There are two kinds of Wall Street films: the techno-science thriller involving financial risk management and VaR (The Bank; Margin Call; Arbitrage); and the elite trader’s excessive lifestyle (Wall Street; Boiler Room; Wall Street: Money Never Sleeps). Martin Scorsese’s forthcoming film adaptation of Jordan Belfort’s ‘pump and dump’ memoir The Wolf of Wall Street (New York: Bantam, 2007) goes for the latter, because it appeals to a far broader audience. The trailer benefits from Kanye West’s pulsating new song ‘Black Skinhead’ (from Yeezus).
Belfort’s friends got him the film deal with Scorsese and actor Leonardo DiCaprio whilst Belfort was resurrecting his sales career on the Australian seminar circuit (PDF).
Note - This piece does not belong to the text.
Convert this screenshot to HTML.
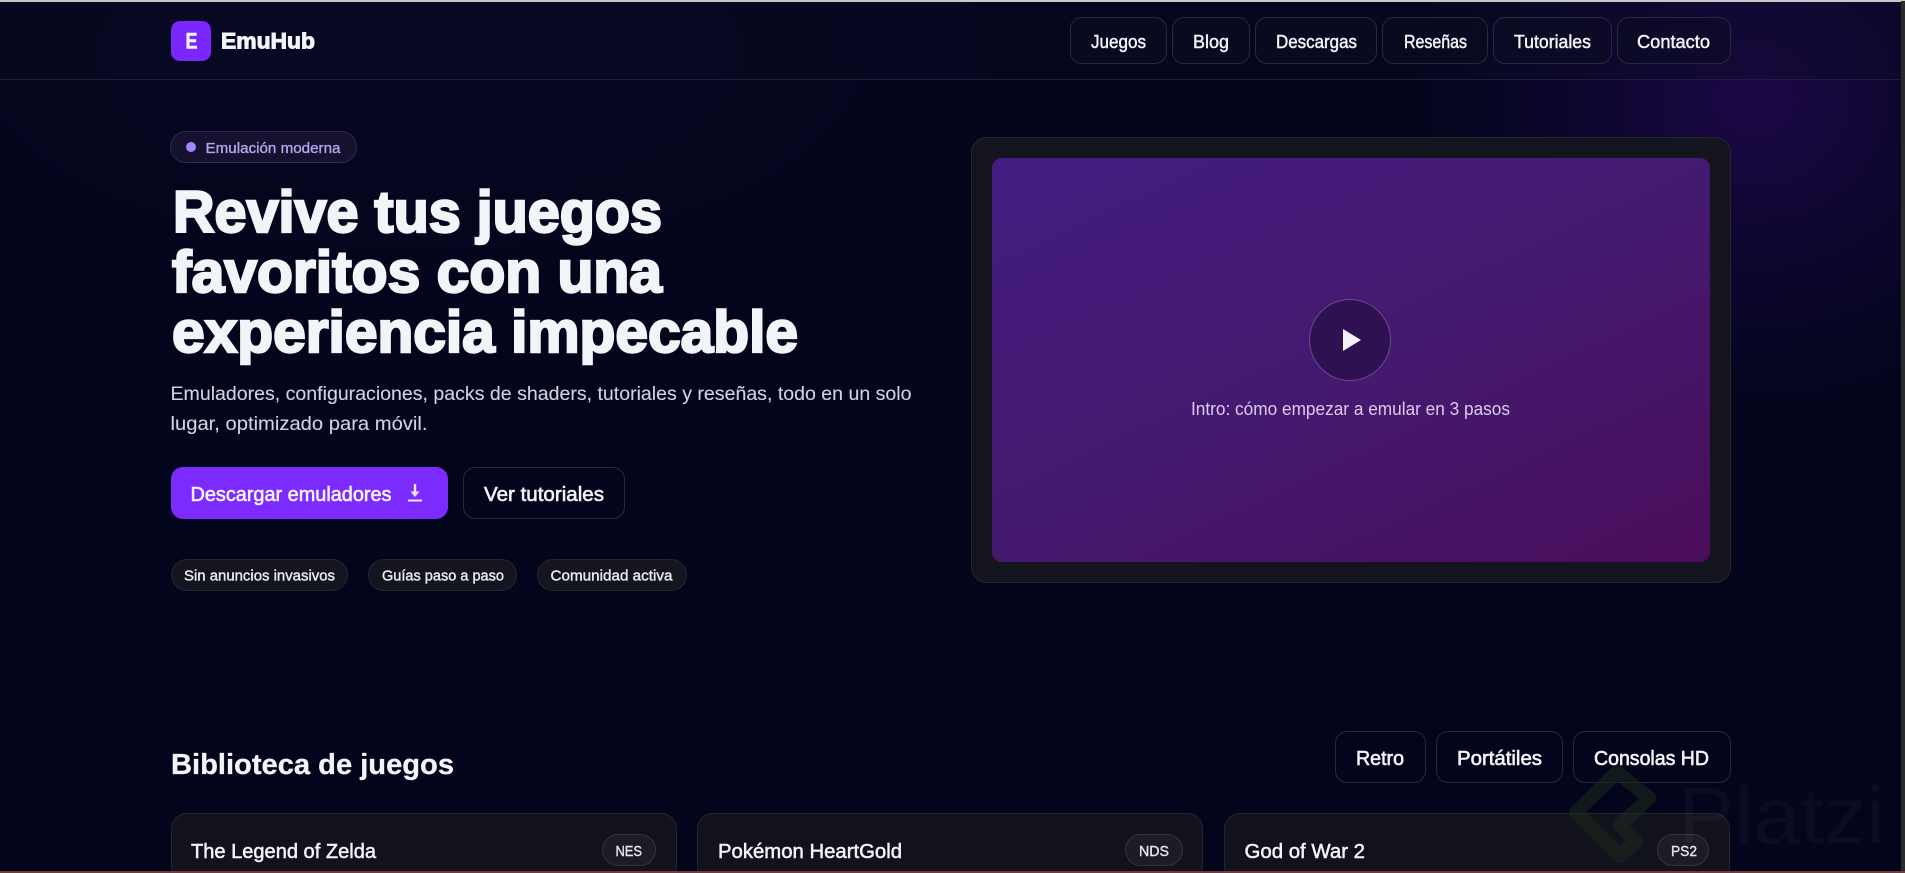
<!DOCTYPE html>
<html lang="es">
<head>
<meta charset="utf-8">
<title>EmuHub</title>
<style>
html,body{margin:0;padding:0;width:1905px;height:873px;overflow:hidden;background:#03051c}
body{position:relative;font-family:"Liberation Sans",sans-serif}
.bg{position:absolute;left:0;top:0;width:1905px;height:873px;background:
radial-gradient(ellipse 340px 310px at 1755px 100px,rgba(50,10,110,.5),rgba(50,10,110,.2) 55%,rgba(50,10,110,0) 100%),
radial-gradient(ellipse 600px 260px at 420px 60px,rgba(40,20,90,.09),rgba(40,20,90,0) 100%),
#03051c}
.b{position:absolute;box-sizing:border-box;border:1px solid #272a3c}
header.b{left:0;top:0;width:1902px;height:80px;border:0;border-bottom:1px solid #1f2033;background:rgba(14,12,40,.3)}
.nav{top:17px;height:47px;border-radius:12px;background:rgba(12,12,34,.5)}
.logo{left:171px;top:21px;width:40px;height:40px;border:0;border-radius:9px;background:#7a26ff}
.badge{left:170px;top:131px;width:187px;height:32px;border-radius:16px;background:#15112f;border-color:#2f2a52}
.dot{position:absolute;left:186px;top:142px;width:10px;height:10px;border-radius:50%;background:#a684ff}
.card{left:971px;top:137px;width:760px;height:446px;border-radius:16px;background:#14141e;border-color:#272733}
.video{position:absolute;left:992px;top:158px;width:718px;height:404px;border-radius:10px;background:linear-gradient(155deg,#431c80 0%,#441a70 50%,#4a0d5a 100%)}
.play{left:1309px;top:299px;width:82px;height:82px;border-radius:50%;background:#2e1150;border-color:#6b4a8c}
.btn{top:467px;height:52px;border-radius:12px}
.prim{left:171px;width:277px;border:0;background:#7c2bff}
.sec{left:463px;width:162px;background:#04051c}
.chip{top:559px;height:32px;border-radius:16px;background:#14151f;border-color:#25262f}
.fil{top:731px;height:52px;border-radius:12px;background:#04051c}
.gc{top:813px;height:70px;width:506px;border-radius:16px;background:#12121c;border-color:#25262f}
.pill{top:834px;height:32px;border-radius:16px;background:#1c1c27;border-color:#33343f}
.topl{position:absolute;left:0;top:0;width:1905px;height:1.5px;background:#c8c8c8}
.rs{position:absolute;left:1901px;top:1px;width:4px;height:870px;background:#2b2b2b}
.bot{position:absolute;left:0;top:871px;width:1905px;height:2px;background:#6b3d3d}
svg{position:absolute;left:0;top:0}
text{font-family:"Liberation Sans",sans-serif}
</style>
</head>
<body>
<div class="bg"></div>
<header class="b"></header>
<div class="b logo"></div>
<div class="b nav" style="left:1070px;width:97px"></div>
<div class="b nav" style="left:1172px;width:78px"></div>
<div class="b nav" style="left:1255px;width:122px"></div>
<div class="b nav" style="left:1382px;width:106px"></div>
<div class="b nav" style="left:1493px;width:119px"></div>
<div class="b nav" style="left:1617px;width:114px"></div>
<div class="b badge"></div><div class="dot"></div>
<div class="b card"></div><div class="video"></div><div class="b play"></div>
<div class="b btn prim"></div><div class="b btn sec"></div>
<div class="b chip" style="left:171px;width:177px"></div>
<div class="b chip" style="left:368px;width:149px"></div>
<div class="b chip" style="left:537px;width:150px"></div>
<div class="b fil" style="left:1335px;width:91px"></div>
<div class="b fil" style="left:1436px;width:127px"></div>
<div class="b fil" style="left:1573px;width:158px"></div>
<div class="b gc" style="left:171px"></div>
<div class="b gc" style="left:697px"></div>
<div class="b gc" style="left:1224px"></div>
<div class="b pill" style="left:602px;width:54px"></div>
<div class="b pill" style="left:1125px;width:58px"></div>
<div class="b pill" style="left:1657px;width:52px"></div>

<svg width="1905" height="873" viewBox="0 0 1905 873">
<g fill="#f3f4f8">
<text x="185.500" y="48.500" font-size="22" font-weight="700" stroke="#f3f4f8" stroke-width=".6" textLength="12" lengthAdjust="spacingAndGlyphs">E</text>
<text x="221" y="48.500" font-size="22" font-weight="700" stroke="#f3f4f8" stroke-width="1" textLength="94" lengthAdjust="spacingAndGlyphs">EmuHub</text>
<g font-size="18" stroke="#f3f4f8" stroke-width=".45">
<text x="1091" y="48" textLength="55" lengthAdjust="spacingAndGlyphs">Juegos</text>
<text x="1193" y="48" textLength="36" lengthAdjust="spacingAndGlyphs">Blog</text>
<text x="1276" y="48" textLength="81" lengthAdjust="spacingAndGlyphs">Descargas</text>
<text x="1404" y="48" textLength="63" lengthAdjust="spacingAndGlyphs">Reseñas</text>
<text x="1514" y="48" textLength="77" lengthAdjust="spacingAndGlyphs">Tutoriales</text>
<text x="1637" y="48" textLength="73" lengthAdjust="spacingAndGlyphs">Contacto</text>
</g>
<text x="205.500" y="153" font-size="15" fill="#b7a4ee" stroke="#b7a4ee" stroke-width=".35" textLength="135" lengthAdjust="spacingAndGlyphs">Emulación moderna</text>
<g font-size="58" font-weight="700" stroke="#f3f4f8" stroke-width="2.400">
<text x="173" y="232" textLength="489" lengthAdjust="spacingAndGlyphs">Revive tus juegos</text>
<text x="172" y="292" textLength="490" lengthAdjust="spacingAndGlyphs">favoritos con una</text>
<text x="172" y="352" textLength="626" lengthAdjust="spacingAndGlyphs">experiencia impecable</text>
</g>
<g font-size="19.500" fill="#d0d3de" stroke="#d0d3de" stroke-width=".1">
<text x="170.500" y="400" textLength="741" lengthAdjust="spacingAndGlyphs">Emuladores, configuraciones, packs de shaders, tutoriales y reseñas, todo en un solo</text>
<text x="170.500" y="430" textLength="257" lengthAdjust="spacingAndGlyphs">lugar, optimizado para móvil.</text>
</g>
<g font-size="20" stroke-width=".6">
<text x="190.500" y="501" fill="#f6f0ff" stroke="#f6f0ff" textLength="201" lengthAdjust="spacingAndGlyphs">Descargar emuladores</text>
<text x="484" y="501" stroke="#f3f4f8" textLength="120" lengthAdjust="spacingAndGlyphs">Ver tutoriales</text>
</g>
<path d="M413.800 484H416.200V491.500H419.500L415 497L410.500 491.500H413.800Z" fill="#f1e6ff"/>
<path d="M408 499.500H422V501.500H408Z" fill="#f1e6ff"/>
<g font-size="14.500" fill="#e8e9f0" stroke="#e8e9f0" stroke-width=".4">
<text x="184" y="580.500" textLength="151" lengthAdjust="spacingAndGlyphs">Sin anuncios invasivos</text>
<text x="382" y="580.500" textLength="122" lengthAdjust="spacingAndGlyphs">Guías paso a paso</text>
<text x="550.500" y="580.500" textLength="122" lengthAdjust="spacingAndGlyphs">Comunidad activa</text>
</g>
<path d="M1343 329L1361 340L1343 351Z" fill="#f5f1fa"/>
<text x="1191" y="415" font-size="18" fill="#dccbf0" textLength="319" lengthAdjust="spacingAndGlyphs">Intro: cómo empezar a emular en 3 pasos</text>
<text x="171" y="774" font-size="29" font-weight="700" stroke="#f3f4f8" stroke-width=".3" textLength="283" lengthAdjust="spacingAndGlyphs">Biblioteca de juegos</text>
<g font-size="20" stroke="#f3f4f8" stroke-width=".6">
<text x="1356" y="765" textLength="48" lengthAdjust="spacingAndGlyphs">Retro</text>
<text x="1457" y="765" textLength="85" lengthAdjust="spacingAndGlyphs">Portátiles</text>
<text x="1594" y="765" textLength="115" lengthAdjust="spacingAndGlyphs">Consolas HD</text>
<text x="191" y="858" textLength="185" lengthAdjust="spacingAndGlyphs" stroke-width=".5">The Legend of Zelda</text>
<text x="718" y="858" textLength="184" lengthAdjust="spacingAndGlyphs" stroke-width=".5">Pokémon HeartGold</text>
<text x="1244.500" y="858" textLength="120.500" lengthAdjust="spacingAndGlyphs" stroke-width=".5">God of War 2</text>
</g>
<g font-size="14.500" fill="#e3e4ec" stroke="#e3e4ec" stroke-width=".4">
<text x="615.500" y="856" textLength="26.500" lengthAdjust="spacingAndGlyphs">NES</text>
<text x="1139" y="856" textLength="30" lengthAdjust="spacingAndGlyphs">NDS</text>
<text x="1671" y="856" textLength="26" lengthAdjust="spacingAndGlyphs">PS2</text>
</g>
</g>
<g>
<path d="M1620 825L1649 798L1617 772L1576 812L1620 856L1636 842L1620 825" fill="none" stroke="#1a261b" stroke-width="14" stroke-linejoin="round" stroke-linecap="round" opacity=".6"/>
<text x="1678" y="843" font-size="80" fill="#ffffff" fill-opacity=".03" textLength="207" lengthAdjust="spacingAndGlyphs">Platzi</text>
</g>
</svg>
<div class="topl"></div><div class="rs"></div><div class="bot"></div>
</body>
</html>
In just a few years Belfort transformed his Straight Line Sales technique from free MP3 interviews into slick website and seminar circuit presentations on sales psychology. Josh Brown outlines in his book Backstage Wall Street: An Insider’s Guide to Knowing Who to Trust, Who to Run From, and How to Maximize Your Investments (New York: McGraw-Hill, 2012) how pitch books like Befort’s Straight Line works. Maybe Belfort’s seminar clients in Australia need to read Brown’s book and blog. It all reminds me of telemarketing stints I had in the mid-late 1990s, whilst reading Tom Hopkins and Zig Ziglar, and watching friends get recruited into Amway’s multi-level marketing schemes. Maybe Belfort will be able to pay back his clients, after all, if his deal includes a share of Scorsese’s film residuals.
The elite trader image of ‘conspicuous consumption’ has its roots in Thorstein Veblen‘s leisure class economics, and Reagan era money managers like Henry Kravis, Peter Lynch, Victor Sperandeo, and Martin Zweig. The traders I know enjoy the Hollywood media imagery. But they also know it is a myth that artificially inflates the subjective expectations of how trading actually works and what it is really like. The ‘excessive lifestyle’ myth actually serves as an entry barrier. Most novice and retail traders will more likely ‘blow up’ their trading accounts.